They saw the concessions as a sign of weakness. Not as a reason to desist, to clear the streets, but a powerful incentive to press on. And so, on Thursday night Brazilians came out in ever larger numbers – up to two million on the streets in 388 cities, 300,000 in Rio alone – demanding yet more of their bewildered government of one-time revolutionaries. The mole of revolution, burrowing unseen beneath the surface, has emerged and will not be sated – there are growing calls for a general strike. The protests are the largest since those in 1992 that pressed for the impeachment of Fernando Collor, the first directly-elected president following the years of dictatorship.
Notionally it started this time as a protest against bus fare rises, but rapidly assumed a more generalised character – marchers were taking up an array of grievances, from the $12 billion spending on next year's soccer World Cup, to political corruption, high taxation and rundown schools. On Thursday several cities moved to defuse the anger by rescinding the bus fare increases. The protests increased.
Largely leaderless, inchoate, galvanised through social media, a new generation is expressing itself as others did in Cairo and Greece and through the spontaneity of Occupy-like movements. In some cities the marchers turned away supportive protesters carrying party banners in a rejection of all politics.
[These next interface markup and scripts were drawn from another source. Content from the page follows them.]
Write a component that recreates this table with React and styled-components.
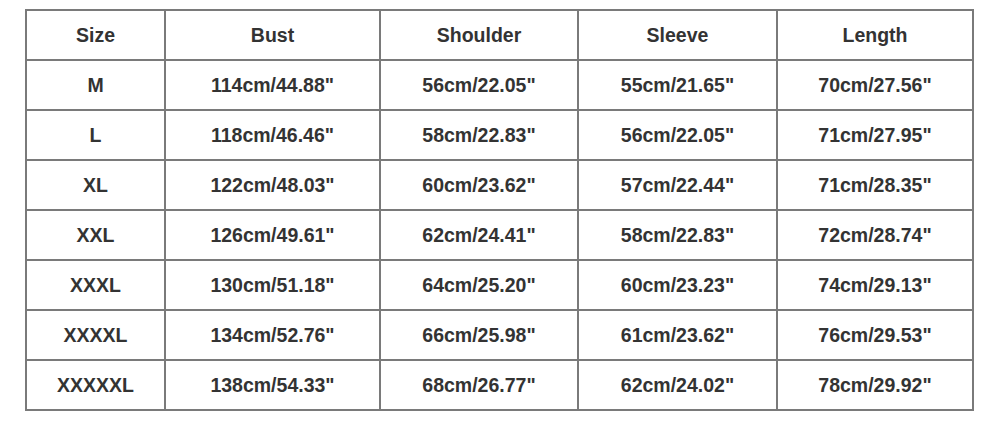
import React from "react";
import styled, { createGlobalStyle } from "styled-components";

const Global = createGlobalStyle`
  html, body {
    margin: 0;
    padding: 0;
    background: #fff;
  }
`;

const headers = ["Size", "Bust", "Shoulder", "Sleeve", "Length"];

const rows = [
  ["M", "114cm/44.88\"", "56cm/22.05\"", "55cm/21.65\"", "70cm/27.56\""],
  ["L", "118cm/46.46\"", "58cm/22.83\"", "56cm/22.05\"", "71cm/27.95\""],
  ["XL", "122cm/48.03\"", "60cm/23.62\"", "57cm/22.44\"", "71cm/28.35\""],
  ["XXL", "126cm/49.61\"", "62cm/24.41\"", "58cm/22.83\"", "72cm/28.74\""],
  ["XXXL", "130cm/51.18\"", "64cm/25.20\"", "60cm/23.23\"", "74cm/29.13\""],
  ["XXXXL", "134cm/52.76\"", "66cm/25.98\"", "61cm/23.62\"", "76cm/29.53\""],
  ["XXXXXL", "138cm/54.33\"", "68cm/26.77\"", "62cm/24.02\"", "78cm/29.92\""],
];

const App = () => {
  return (
    <Page>
      <Global />
      <Chart>
        {headers.map((h) => (
          <Cell key={h}>{h}</Cell>
        ))}
        {rows.map((row) =>
          row.map((value, i) => <Cell key={row[0] + i}>{value}</Cell>)
        )}
      </Chart>
    </Page>
  );
};

const Page = styled.div`
  padding: 9px 0 0 25px;
  width: 1000px;
  height: 421px;
  box-sizing: border-box;
`;

const Chart = styled.div`
  display: grid;
  grid-template-columns: 137px 213px 196px 197px 194px;
  grid-auto-rows: 48px;
  gap: 2px;
  padding: 2px;
  width: max-content;
  background-color: #7a7a7a;
`;

const Cell = styled.div`
  background-color: #fff;
  display: flex;
  align-items: center;
  justify-content: center;
  font-family: "Liberation Sans", Arial, sans-serif;
  font-weight: bold;
  font-size: 19.5px;
  color: #333;
`;

export default App;
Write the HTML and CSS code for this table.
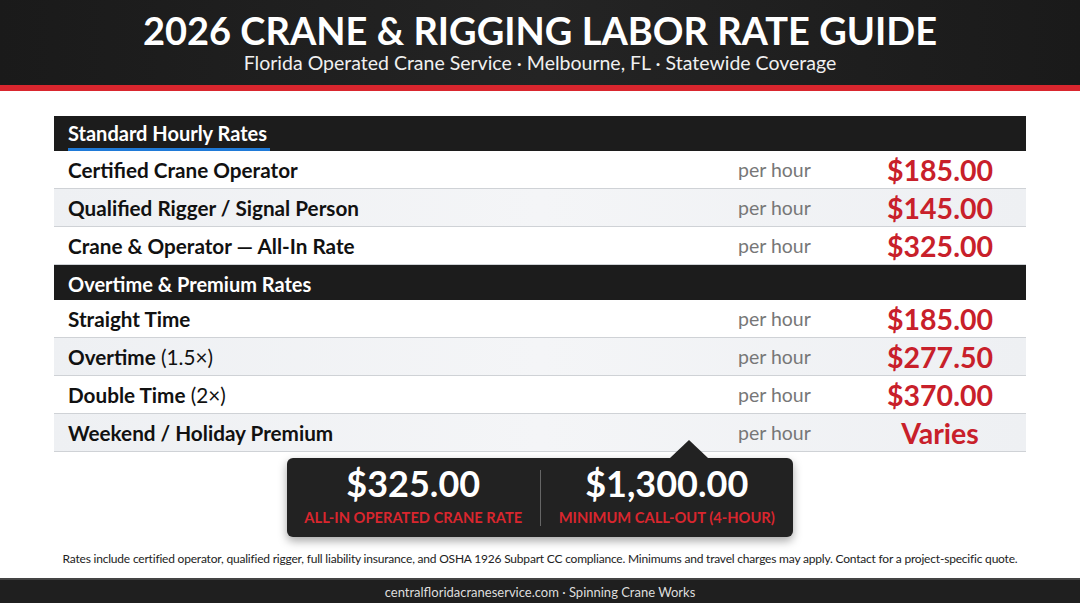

Why now? Brazil's strong economic growth has helped lift some 40 million of its 195 million people out of poverty over the last decade, and the World Bank lists it as the world's seventh-largest economy. But the country remains in the bottom 10 per cent on income equality, and the new middle class feels precarious and put-upon, paying developed world taxes for shoddy, primitive public services and creaking transport. Its quality of life matters. Brazil's growth has slowed and annual inflation has accelerated to 6.7 per cent. Corruption is rampant – the governing leftwing PT has been implicated at the highest levels – while an unreformed police beats demonstrators with a savagery that has caused widespread anger.
The real question is why had it not happened earlier? Old Brazil is still kicking; new Brazil yet rooted. Expectations unmet.
For President Dilma Rousseff, once a member of the Marxist underground that battled the 1964-'85 military dictatorship, the protests represent a bewildering challenge. Her popularity ratings, and those of the reformist PT, remain high, though falling, and she has sought somewhat unsuccessfully to identify herself with what she says is the understandable mood for change. She has promised to listen to what she called "the voices on the street". What is unclear is what, short of the sort of fundamental change the PT once aspired to and came to see as unrealistic, will satisfy the demonstrators. They are unlikely simply to fade away.